Que dire des Païens innocens[1] de M. Hippolyte Babou? Ce livre est donné comme un retour dans les œuvres d’imagination à des formes purement romanesques, et comme une protestation contre la peinture de mœurs dans le roman. M. Babou me semble être tombé dans un excès opposé à celui qu’il prétend combattre. Ce ne sont point les matériaux qu’il faut prendre à partie, mais uniquement l’ouvrier. Si l’on borne son horizon à la Princesse de Clèves, la logique pousse à condamner aussi bien dans la poésie lyrique Alfred de Musset au nom de Louis Racine que dans le roman Mme Sand au nom de Mme de La Fayette, dans la musique Beethoven au nom de Lulli. C’est justement par l’assimilation des élémens nouveaux que lui fournit la succession des années et des circonstances que l’art se transforme et se recompose des formes nouvelles parfaitement justifiées et parfaitement régulières. Les Païens innocens ont été écrits avec une arrière-pensée de réaction et de critique qui a nui à l’exécution et qui a contraint l’auteur à se priver volontairement de certaines ressources. L’idée d’ailleurs que représente le titre ne comportait pas, dans les limites où elle a été conçue, l’étendue que lui a donnée M. Babou. Il est arrivé que la première inspiration s’est presque nécessairement trouvée heureuse. La Gloriette, qui est en tête du volume, ne manque ni de sensibilité ni de fraîcheur; mais en élargissant de parti-pris un cadre naturellement étroit, l’auteur est tombé dans la monotonie et dans l’obscurité. Ajoutez-y une misanthropie littéraire qui s’y trouve à l’état latent, et le reste du volume devient d’une lecture difficile. Le style pourtant ne manque ni de substance ni de fermeté.

Voici maintenant un roman où j’ai cru trouver de sérieuses qualités[2], C’est, m’assure-t-on, le début d’un jeune écrivain qui aborde la littérature avec de sincères convictions. Du reste, il prend soin de les exposer lui-même dans une de ces préfaces solennelles dont la mode semble un peu passée. Qu’est devenu le temps, presque regrettable pour l’influence de la pensée, où les préfaces étaient de véritables professions de foi, de brûlantes proclamations lancées avec la plus naïve sincérité? J’avoue que je n’aime guère ces longs discours, quand ils ne tendent pas exclusivement à expliquer l’ouvrage, quand ils ne sont pour l’auteur qu’une occasion d’étaler ses opinions générales.
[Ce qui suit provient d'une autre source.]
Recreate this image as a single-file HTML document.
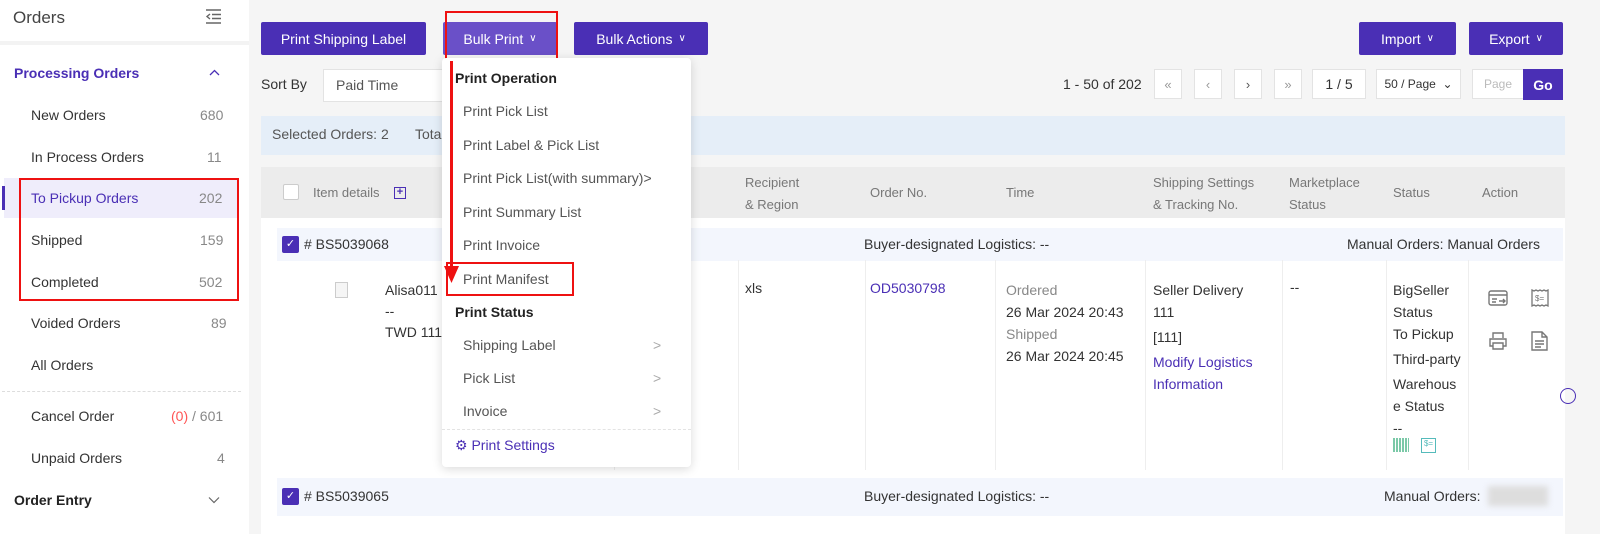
<!DOCTYPE html>
<html><head><meta charset="utf-8"><style>
*{margin:0;padding:0;box-sizing:border-box}
body{width:1600px;height:534px;overflow:hidden;background:#f5f5f5;font-family:"Liberation Sans",sans-serif;font-size:14px;color:#333;position:relative}
.a{position:absolute;white-space:nowrap}
.btn{position:absolute;height:33px;background:#4a2fb5;color:#fff;font-size:14px;display:flex;align-items:center;justify-content:center;border-radius:2px}
.pg{position:absolute;top:69px;height:30px;background:#fff;border:1px solid #e3e3e3;color:#999;display:flex;align-items:center;justify-content:center;font-size:13px}
.sb{color:#333;font-size:14px}
.n{color:#888;font-size:14px}
.mi{position:absolute;left:463px;color:#555;font-size:14px}
.vl{position:absolute;width:1px;background:#eee;top:260px;height:210px}
.hd{color:#777;font-size:13px;line-height:22px}
.chk{position:absolute;width:17px;height:17px;background:#4a2fb5;border-radius:2px;color:#fff;font-size:11px;text-align:center;line-height:17px}
</style></head><body>
<div class="a" style="left:0;top:0;width:249px;height:534px;background:#fff"></div>
<div class="a" style="left:0;top:41px;width:249px;height:4px;background:#f3f3f3"></div>
<div class="a" style="left:13px;top:8px;font-size:17px;color:#444">Orders</div>
<svg class="a" style="left:205px;top:9px" width="17" height="15" viewBox="0 0 17 15" fill="none" stroke="#666" stroke-width="1.4"><path d="M1 1h15M7 5.5h9M7 9.5h9M1 14h15M5 5l-3 2.5 3 2.5"/></svg>
<div class="a" style="left:14px;top:65px;color:#4a2fb5;font-size:14px;font-weight:bold">Processing Orders</div>
<svg class="a" style="left:209px;top:69px" width="11" height="8"><path d="M1 6l4.5-4.5L10 6" stroke="#4a2fb5" stroke-width="1.3" fill="none"/></svg>
<div class="a" style="left:4px;top:178px;width:234px;height:40px;background:#efedfb"></div>
<div class="a" style="left:2px;top:186px;width:3px;height:24px;background:#4a2fb5"></div>
<div class="a sb" style="left:31px;top:107px">New Orders</div><div class="a n" style="left:200px;top:107px">680</div>
<div class="a sb" style="left:31px;top:149px">In Process Orders</div><div class="a n" style="left:207px;top:149px">11</div>
<div class="a sb" style="left:31px;top:190px;color:#4a2fb5">To Pickup Orders</div><div class="a n" style="left:199px;top:190px">202</div>
<div class="a sb" style="left:31px;top:232px">Shipped</div><div class="a n" style="left:200px;top:232px">159</div>
<div class="a sb" style="left:31px;top:274px">Completed</div><div class="a n" style="left:199px;top:274px">502</div>
<div class="a sb" style="left:31px;top:315px">Voided Orders</div><div class="a n" style="left:211px;top:315px">89</div>
<div class="a sb" style="left:31px;top:357px">All Orders</div>
<div class="a" style="left:2px;top:391px;width:239px;border-top:1px dashed #ddd"></div>
<div class="a sb" style="left:31px;top:408px">Cancel Order</div><div class="a n" style="left:171px;top:408px"><span style="color:#f55">(0)</span> / 601</div>
<div class="a sb" style="left:31px;top:450px">Unpaid Orders</div><div class="a n" style="left:217px;top:450px">4</div>
<div class="a" style="left:14px;top:492px;font-weight:bold;color:#222">Order Entry</div>
<svg class="a" style="left:208px;top:496px" width="12" height="8"><path d="M1 1.5l5 5 5-5" stroke="#666" stroke-width="1.2" fill="none"/></svg>
<div class="a" style="left:19px;top:178px;width:220px;height:123px;border:2px solid #e11"></div>

<div class="btn" style="left:261px;top:22px;width:165px">Print Shipping Label</div>
<div class="btn" style="left:443px;top:22px;width:114px;background:#6a50c8">Bulk Print <span style="font-size:10px;margin-left:6px">&#8744;</span></div>
<div class="btn" style="left:574px;top:22px;width:134px">Bulk Actions <span style="font-size:10px;margin-left:6px">&#8744;</span></div>
<div class="btn" style="left:1359px;top:22px;width:97px">Import <span style="font-size:10px;margin-left:6px">&#8744;</span></div>
<div class="btn" style="left:1469px;top:22px;width:94px">Export <span style="font-size:10px;margin-left:6px">&#8744;</span></div>
<div class="a" style="left:445px;top:11px;width:113px;height:50px;border:2px solid #e11"></div>

<div class="a" style="left:261px;top:76px">Sort By</div>
<div class="a" style="left:323px;top:69px;width:127px;height:33px;background:#fff;border:1px solid #e3e3e3"></div>
<div class="a" style="left:336px;top:77px;color:#555">Paid Time</div>
<div class="a" style="left:1063px;top:76px">1 - 50 of 202</div>
<div class="pg" style="left:1154px;width:28px">&laquo;</div>
<div class="pg" style="left:1194px;width:28px">&lsaquo;</div>
<div class="pg" style="left:1234px;width:28px;color:#555">&rsaquo;</div>
<div class="pg" style="left:1274px;width:28px">&raquo;</div>
<div class="pg" style="left:1312px;width:54px;color:#333;font-size:14px">1 / 5</div>
<div class="pg" style="left:1376px;width:85px;color:#333;font-size:12px">50 / Page &nbsp;&#8964;</div>
<div class="pg" style="left:1472px;width:52px;color:#bbb;font-size:12px">Page</div>
<div class="a" style="left:1523px;top:69px;width:40px;height:31px;background:#4a2fb5;color:#fff;font-weight:bold;display:flex;align-items:center;justify-content:center">Go</div>

<div class="a" style="left:261px;top:116px;width:1304px;height:39px;background:#e5eef8"></div>
<div class="a" style="left:272px;top:126px;color:#555">Selected Orders: 2</div>
<div class="a" style="left:415px;top:126px;color:#555">Total</div>

<div class="a" style="left:261px;top:167px;width:1304px;height:367px;background:#fff"></div>
<div class="a" style="left:261px;top:167px;width:1304px;height:51px;background:#ececec"></div>
<div class="a" style="left:283px;top:184px;width:16px;height:16px;border:1px solid #ccc;background:#fff;border-radius:2px"></div>
<div class="a hd" style="left:313px;top:182px">Item details</div>
<div class="a" style="left:394px;top:187px;width:12px;height:12px;border:1.5px solid #4a2fb5;color:#4a2fb5;font-size:11px;line-height:9px;text-align:center;font-weight:bold">+</div>
<div class="a hd" style="left:745px;top:172px">Recipient<br>&amp; Region</div>
<div class="a hd" style="left:870px;top:182px">Order No.</div>
<div class="a hd" style="left:1006px;top:182px">Time</div>
<div class="a hd" style="left:1153px;top:172px">Shipping Settings<br>&amp; Tracking No.</div>
<div class="a hd" style="left:1289px;top:172px">Marketplace<br>Status</div>
<div class="a hd" style="left:1393px;top:182px">Status</div>
<div class="a hd" style="left:1482px;top:182px">Action</div>

<div class="a" style="left:277px;top:228px;width:1286px;height:33px;background:#f3f6fd"></div>
<div class="chk" style="left:282px;top:236px">&#10003;</div>
<div class="a" style="left:304px;top:236px">#&nbsp;BS5039068</div>
<div class="a" style="left:864px;top:236px">Buyer-designated Logistics: --</div>
<div class="a" style="left:1347px;top:236px">Manual Orders: Manual Orders</div>

<div class="vl" style="left:614px"></div><div class="vl" style="left:738px"></div><div class="vl" style="left:865px"></div><div class="vl" style="left:995px"></div><div class="vl" style="left:1145px"></div><div class="vl" style="left:1282px"></div><div class="vl" style="left:1386px"></div><div class="vl" style="left:1468px"></div>

<div class="a" style="left:335px;top:282px;width:13px;height:16px;border:1px solid #ccc;background:#f5f5f5"></div>
<div class="a" style="left:385px;top:280px;line-height:21px">Alisa011<br>--<br>TWD 111</div>
<div class="a" style="left:745px;top:280px">xls</div>
<div class="a" style="left:870px;top:280px;color:#4a2fb5">OD5030798</div>
<div class="a" style="left:1006px;top:279px;line-height:22px"><span style="color:#888">Ordered</span><br>26 Mar 2024 20:43<br><span style="color:#888">Shipped</span><br>26 Mar 2024 20:45</div>
<div class="a" style="left:1153px;top:279px;line-height:22px">Seller Delivery<br>111<br><span style="line-height:28px">[111]</span><br><span style="color:#4a2fb5">Modify Logistics<br>Information</span></div>
<div class="a" style="left:1290px;top:279px">--</div>
<div class="a" style="left:1393px;top:279px;line-height:22px">BigSeller<br>Status<br>To Pickup<br><span style="line-height:28px">Third-party</span><br>Warehous<br>e Status<br>--</div>
<div class="a" style="left:1393px;top:438px;width:16px;height:14px;background:repeating-linear-gradient(90deg,#7bc9a8 0 2px,#fff 2px 3px)"></div>
<div class="a" style="left:1421px;top:438px;width:15px;height:15px;border:1px solid #5bb;font-size:8px;color:#5bb;text-align:center">$=</div>
<svg class="a" style="left:1488px;top:289px" width="20" height="18" fill="none" stroke="#777" stroke-width="1.4"><rect x="1" y="2" width="18" height="14" rx="2"/><path d="M1 6h18M4 10h5M4 13h4M11 12h6M15 10l2 2-2 2"/></svg>
<svg class="a" style="left:1530px;top:288px" width="20" height="20" fill="none" stroke="#777" stroke-width="1.3"><path d="M2 2l2 1 2-1 2 1 2-1 2 1 2-1 2 1 2-1v16l-2-1-2 1-2-1-2 1-2-1-2 1-2-1-2 1z"/><text x="5" y="13" font-size="8" fill="#777" stroke="none">$=</text></svg>
<svg class="a" style="left:1488px;top:331px" width="20" height="20" fill="none" stroke="#777" stroke-width="1.4"><path d="M5 7V2h10v5M5 15H2V8h16v7h-3M5 12h10v6H5z"/></svg>
<svg class="a" style="left:1531px;top:331px" width="17" height="20" fill="none" stroke="#777" stroke-width="1.4"><path d="M1 1h10l5 5v13H1zM11 1v5h5M4 10h9M4 13h9M4 16h6"/></svg>
<div class="a" style="left:1560px;top:388px;width:16px;height:16px;border:1.5px solid #4a2fb5;border-radius:50%"></div>

<div class="a" style="left:277px;top:478px;width:1286px;height:38px;background:#f3f6fd"></div>
<div class="chk" style="left:282px;top:488px">&#10003;</div>
<div class="a" style="left:304px;top:488px">#&nbsp;BS5039065</div>
<div class="a" style="left:864px;top:488px">Buyer-designated Logistics: --</div>
<div class="a" style="left:1384px;top:488px">Manual Orders:</div>
<div class="a" style="left:1488px;top:486px;width:60px;height:20px;background:#ddd;filter:blur(3px)"></div>

<div class="a" style="left:442px;top:58px;width:249px;height:409px;background:#fff;border-radius:4px;box-shadow:0 2px 10px rgba(0,0,0,.15)"></div>
<div class="a" style="left:455px;top:70px;font-weight:bold;color:#222">Print Operation</div>
<div class="mi" style="top:103px">Print Pick List</div>
<div class="mi" style="top:137px">Print Label &amp; Pick List</div>
<div class="mi" style="top:170px">Print Pick List(with summary)&gt;</div>
<div class="mi" style="top:204px">Print Summary List</div>
<div class="mi" style="top:237px">Print Invoice</div>
<div class="mi" style="top:271px">Print Manifest</div>
<div class="a" style="left:455px;top:304px;font-weight:bold;color:#222">Print Status</div>
<div class="mi" style="top:337px">Shipping Label</div><div class="a" style="left:653px;top:337px;color:#aaa">&gt;</div>
<div class="mi" style="top:370px">Pick List</div><div class="a" style="left:653px;top:370px;color:#aaa">&gt;</div>
<div class="mi" style="top:403px">Invoice</div><div class="a" style="left:653px;top:403px;color:#aaa">&gt;</div>
<div class="a" style="left:442px;top:429px;width:249px;border-top:1px dashed #e3e3e3"></div>
<div class="a" style="left:455px;top:437px;color:#4a2fb5">&#9881; Print Settings</div>
<div class="a" style="left:446px;top:262px;width:128px;height:34px;border:2px solid #e11"></div>
<div class="a" style="left:450px;top:61px;width:3px;height:210px;background:#e11"></div>
<svg class="a" style="left:444px;top:266px" width="15" height="17"><path d="M0 0h15L7.5 17z" fill="#e11"/></svg>
</body></html>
La préface de M. Walras me paraît sincère; mais, si je suis d’accord avec lui sur l’idée qui la domine, je ne puis m’empêcher de la considérer comme un hors-d’œuvre. Si je suis obligé de souhaiter que l’auteur justifie un peu mieux la faveur qu’il paraît accorder au suffrage universel, s’il me faut lui demander quelques explications plus claires sur ce qu’il entend par les transformations de l’art, je ne considère plus que l’homme, et l’idée que je me fais de ses opinions personnelles altère nécessairement, et presque malgré moi, le jugement que je dois porter sur la partie du livre où

  1. 1 vol. in-12, Poulet-Malassis et de Broise.
  2. Francis Sauveur, par Léon Walras, 1 vol. gr. in-18, Dentu.